## TASK TO COMPLETE:
Reproduce the lines below exactly, from the one containing "Generate a component" through the one containing "left-[-4px] top-[67px] h-[9px]", both included. Leave out any pictures.

## SUPPLIED ENTRIES:
(begin)

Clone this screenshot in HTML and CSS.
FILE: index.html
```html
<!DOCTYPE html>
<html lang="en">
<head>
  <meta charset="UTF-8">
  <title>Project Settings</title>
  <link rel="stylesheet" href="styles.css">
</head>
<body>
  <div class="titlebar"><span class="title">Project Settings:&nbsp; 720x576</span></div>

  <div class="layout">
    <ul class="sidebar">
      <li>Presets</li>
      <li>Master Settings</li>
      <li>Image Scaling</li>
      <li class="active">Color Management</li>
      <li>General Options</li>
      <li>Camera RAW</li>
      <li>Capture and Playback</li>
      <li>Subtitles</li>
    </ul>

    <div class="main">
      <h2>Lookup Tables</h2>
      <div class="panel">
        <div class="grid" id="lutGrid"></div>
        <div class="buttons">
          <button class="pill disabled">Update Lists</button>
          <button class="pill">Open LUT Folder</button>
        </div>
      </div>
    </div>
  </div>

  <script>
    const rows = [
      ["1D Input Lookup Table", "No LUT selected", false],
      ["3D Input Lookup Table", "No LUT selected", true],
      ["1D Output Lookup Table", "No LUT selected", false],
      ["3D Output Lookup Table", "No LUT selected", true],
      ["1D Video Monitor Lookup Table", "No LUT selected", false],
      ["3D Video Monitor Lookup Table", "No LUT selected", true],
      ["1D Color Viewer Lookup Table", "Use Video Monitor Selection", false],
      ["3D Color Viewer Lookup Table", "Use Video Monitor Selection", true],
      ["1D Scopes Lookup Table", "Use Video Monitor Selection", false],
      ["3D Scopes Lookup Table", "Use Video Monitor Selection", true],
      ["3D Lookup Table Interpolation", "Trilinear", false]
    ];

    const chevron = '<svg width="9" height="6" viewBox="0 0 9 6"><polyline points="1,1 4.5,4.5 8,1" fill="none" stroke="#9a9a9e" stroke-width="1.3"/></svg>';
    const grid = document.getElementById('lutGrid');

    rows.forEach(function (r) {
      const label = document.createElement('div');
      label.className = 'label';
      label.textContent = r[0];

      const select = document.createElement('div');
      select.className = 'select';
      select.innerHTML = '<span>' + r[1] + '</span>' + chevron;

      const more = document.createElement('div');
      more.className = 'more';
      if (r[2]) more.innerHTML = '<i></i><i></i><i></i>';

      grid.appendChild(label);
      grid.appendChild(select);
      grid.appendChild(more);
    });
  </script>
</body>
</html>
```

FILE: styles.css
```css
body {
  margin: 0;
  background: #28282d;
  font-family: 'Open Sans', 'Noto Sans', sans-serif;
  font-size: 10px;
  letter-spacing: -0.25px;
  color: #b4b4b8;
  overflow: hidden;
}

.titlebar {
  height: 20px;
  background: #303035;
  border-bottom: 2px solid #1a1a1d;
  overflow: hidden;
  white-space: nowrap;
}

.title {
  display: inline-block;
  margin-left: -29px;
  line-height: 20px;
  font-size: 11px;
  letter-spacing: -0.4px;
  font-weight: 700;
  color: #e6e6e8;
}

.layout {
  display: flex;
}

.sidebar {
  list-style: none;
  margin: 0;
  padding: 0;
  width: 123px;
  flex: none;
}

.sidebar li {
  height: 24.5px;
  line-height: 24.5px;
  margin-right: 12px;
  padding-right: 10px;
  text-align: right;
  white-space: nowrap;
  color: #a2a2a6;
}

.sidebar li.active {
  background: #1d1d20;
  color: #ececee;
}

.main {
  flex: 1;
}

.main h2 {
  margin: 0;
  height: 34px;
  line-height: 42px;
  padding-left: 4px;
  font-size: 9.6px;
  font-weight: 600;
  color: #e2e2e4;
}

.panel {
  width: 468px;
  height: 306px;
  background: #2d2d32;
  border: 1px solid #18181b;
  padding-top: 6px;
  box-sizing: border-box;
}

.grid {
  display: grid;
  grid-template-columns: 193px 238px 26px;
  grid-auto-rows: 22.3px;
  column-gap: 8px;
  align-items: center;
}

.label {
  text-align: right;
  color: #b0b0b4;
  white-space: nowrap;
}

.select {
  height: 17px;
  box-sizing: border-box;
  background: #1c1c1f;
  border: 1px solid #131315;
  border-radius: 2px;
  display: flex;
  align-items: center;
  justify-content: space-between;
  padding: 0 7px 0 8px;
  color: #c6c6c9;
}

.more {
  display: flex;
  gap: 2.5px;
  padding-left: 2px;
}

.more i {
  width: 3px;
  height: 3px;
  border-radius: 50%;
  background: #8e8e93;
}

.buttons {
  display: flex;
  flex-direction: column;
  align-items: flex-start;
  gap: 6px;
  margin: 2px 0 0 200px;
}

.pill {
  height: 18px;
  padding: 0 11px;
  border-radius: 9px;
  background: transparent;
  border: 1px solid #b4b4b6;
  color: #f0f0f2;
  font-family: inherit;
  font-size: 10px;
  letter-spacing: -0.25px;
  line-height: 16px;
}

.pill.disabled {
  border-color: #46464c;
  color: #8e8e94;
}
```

(end)
(begin)

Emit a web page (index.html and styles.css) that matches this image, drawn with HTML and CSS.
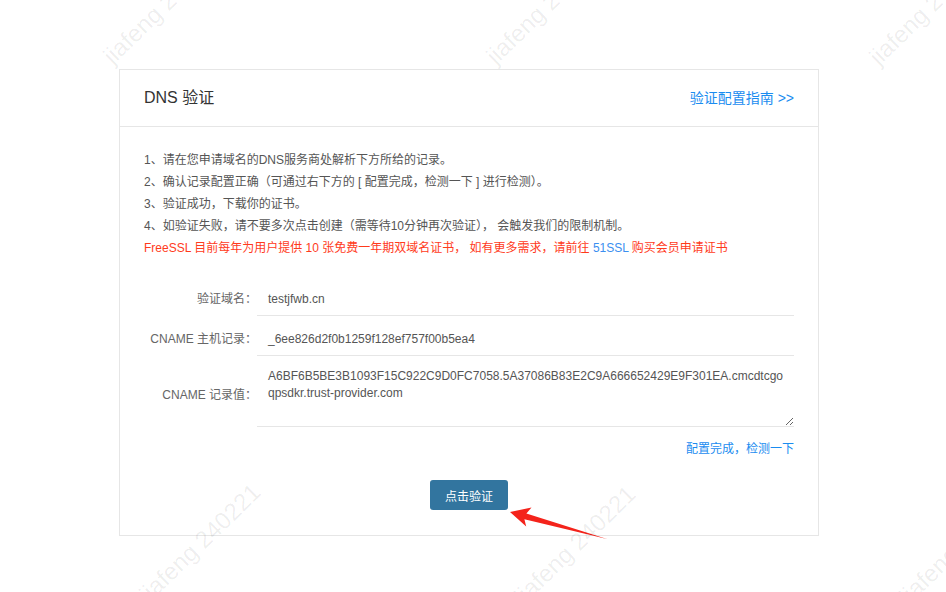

(end)
(begin)

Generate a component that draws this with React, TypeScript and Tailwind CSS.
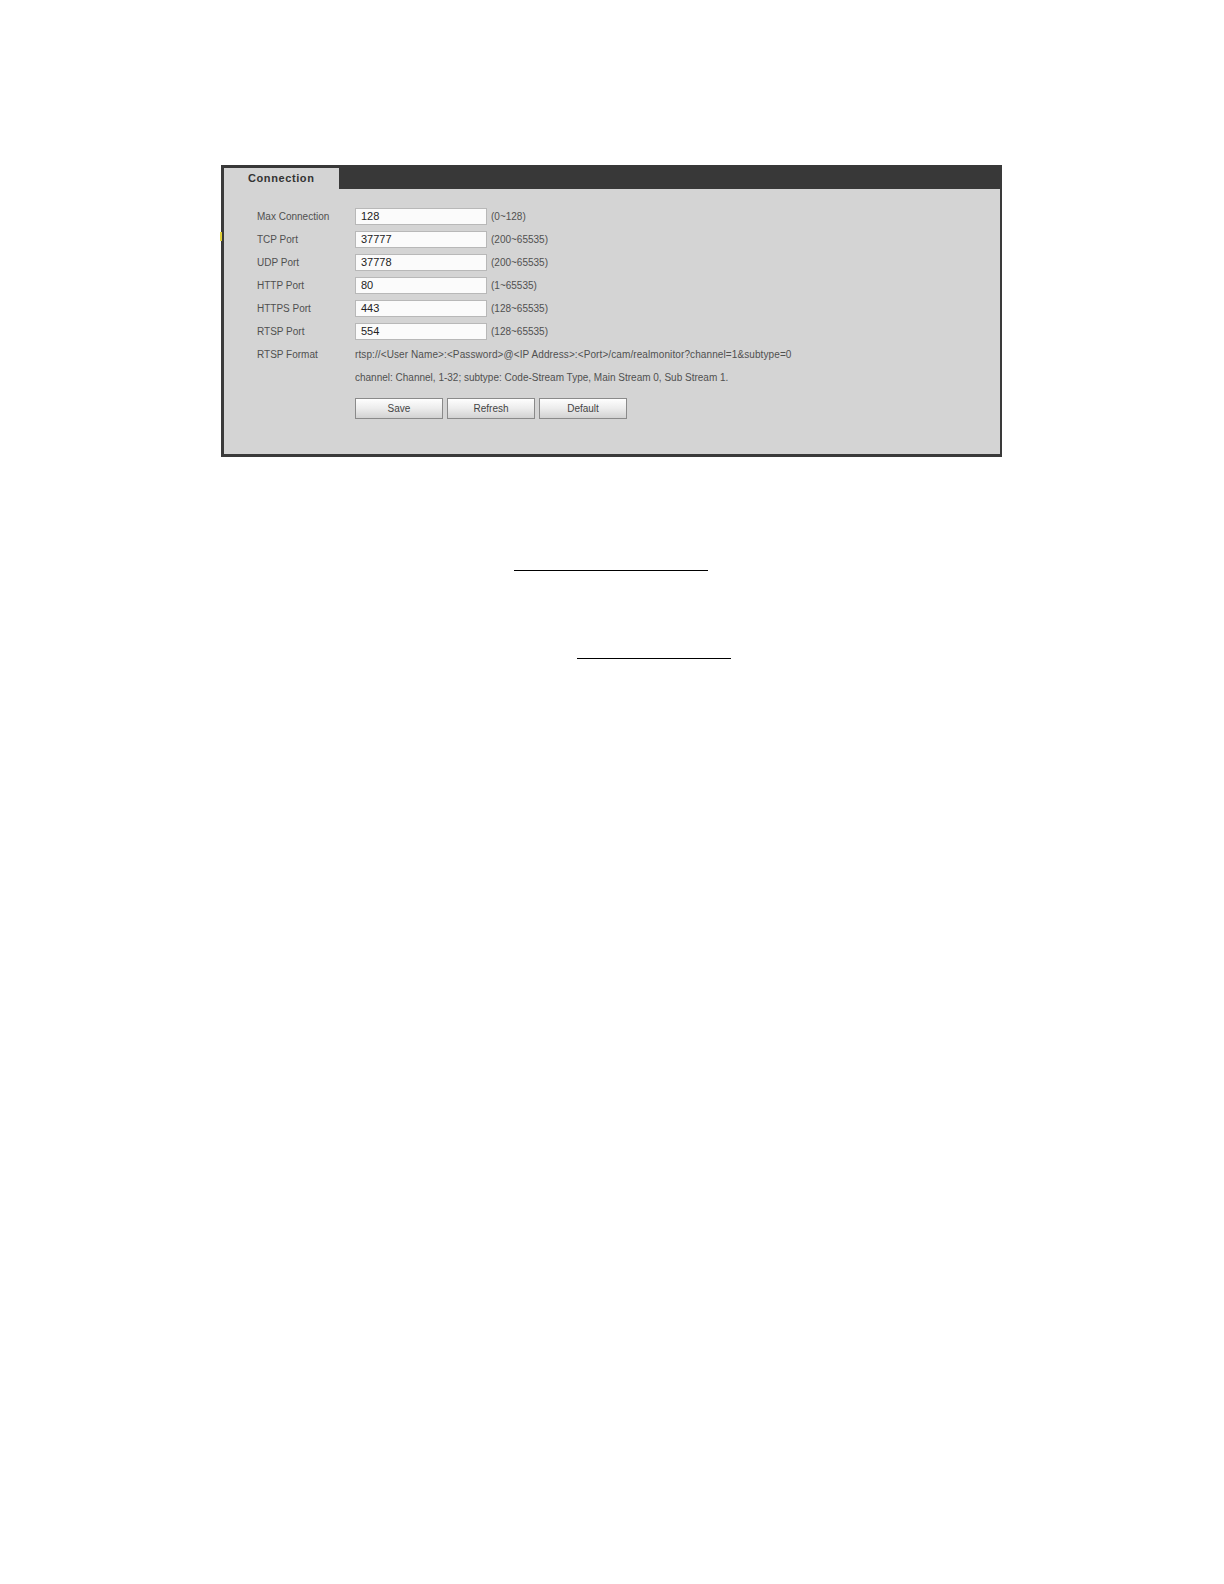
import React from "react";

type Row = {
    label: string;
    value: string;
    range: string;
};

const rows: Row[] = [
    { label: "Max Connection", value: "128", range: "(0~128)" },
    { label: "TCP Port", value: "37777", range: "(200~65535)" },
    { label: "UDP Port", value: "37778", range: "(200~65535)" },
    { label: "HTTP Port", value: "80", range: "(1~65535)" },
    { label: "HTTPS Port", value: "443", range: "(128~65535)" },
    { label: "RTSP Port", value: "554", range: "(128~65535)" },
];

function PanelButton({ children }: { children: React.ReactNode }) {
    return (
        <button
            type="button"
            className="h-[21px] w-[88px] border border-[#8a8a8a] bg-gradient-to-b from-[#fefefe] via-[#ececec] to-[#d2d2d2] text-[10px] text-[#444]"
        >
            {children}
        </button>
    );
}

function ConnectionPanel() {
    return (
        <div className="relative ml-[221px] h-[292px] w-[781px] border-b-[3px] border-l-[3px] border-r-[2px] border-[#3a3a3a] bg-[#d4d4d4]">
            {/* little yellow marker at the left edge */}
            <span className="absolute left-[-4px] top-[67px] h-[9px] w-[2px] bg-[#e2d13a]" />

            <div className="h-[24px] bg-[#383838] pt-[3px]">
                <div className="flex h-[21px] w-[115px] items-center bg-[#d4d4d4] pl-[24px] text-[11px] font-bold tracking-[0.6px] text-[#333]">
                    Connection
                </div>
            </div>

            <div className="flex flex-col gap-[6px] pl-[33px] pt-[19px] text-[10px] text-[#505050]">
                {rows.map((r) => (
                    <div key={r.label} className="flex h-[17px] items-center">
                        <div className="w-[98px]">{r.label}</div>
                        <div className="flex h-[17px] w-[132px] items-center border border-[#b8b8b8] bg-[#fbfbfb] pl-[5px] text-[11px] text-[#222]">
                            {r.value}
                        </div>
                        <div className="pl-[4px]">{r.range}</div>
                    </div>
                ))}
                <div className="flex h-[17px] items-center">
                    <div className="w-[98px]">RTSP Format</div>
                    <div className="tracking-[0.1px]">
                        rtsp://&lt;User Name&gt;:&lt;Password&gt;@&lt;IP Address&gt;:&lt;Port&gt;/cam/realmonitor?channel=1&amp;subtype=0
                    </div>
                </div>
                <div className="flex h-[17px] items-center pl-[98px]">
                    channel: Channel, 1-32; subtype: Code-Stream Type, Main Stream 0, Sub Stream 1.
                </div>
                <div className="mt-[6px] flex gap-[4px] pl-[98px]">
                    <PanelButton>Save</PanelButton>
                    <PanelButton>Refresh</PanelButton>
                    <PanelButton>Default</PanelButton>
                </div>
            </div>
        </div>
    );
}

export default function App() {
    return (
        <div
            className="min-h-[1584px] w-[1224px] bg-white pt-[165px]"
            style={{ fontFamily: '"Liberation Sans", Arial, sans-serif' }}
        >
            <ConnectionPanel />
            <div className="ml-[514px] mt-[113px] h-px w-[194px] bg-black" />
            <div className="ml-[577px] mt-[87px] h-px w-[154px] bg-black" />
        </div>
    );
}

(end)

## FULL RESPONSE:
Generate a component that draws this with React, TypeScript and Tailwind CSS.
import React from "react";

type Row = {
    label: string;
    value: string;
    range: string;
};

const rows: Row[] = [
    { label: "Max Connection", value: "128", range: "(0~128)" },
    { label: "TCP Port", value: "37777", range: "(200~65535)" },
    { label: "UDP Port", value: "37778", range: "(200~65535)" },
    { label: "HTTP Port", value: "80", range: "(1~65535)" },
    { label: "HTTPS Port", value: "443", range: "(128~65535)" },
    { label: "RTSP Port", value: "554", range: "(128~65535)" },
];

function PanelButton({ children }: { children: React.ReactNode }) {
    return (
        <button
            type="button"
            className="h-[21px] w-[88px] border border-[#8a8a8a] bg-gradient-to-b from-[#fefefe] via-[#ececec] to-[#d2d2d2] text-[10px] text-[#444]"
        >
            {children}
        </button>
    );
}

function ConnectionPanel() {
    return (
        <div className="relative ml-[221px] h-[292px] w-[781px] border-b-[3px] border-l-[3px] border-r-[2px] border-[#3a3a3a] bg-[#d4d4d4]">
            {/* little yellow marker at the left edge */}
            <span className="absolute left-[-4px] top-[67px] h-[9px] w-[2px] bg-[#e2d13a]" />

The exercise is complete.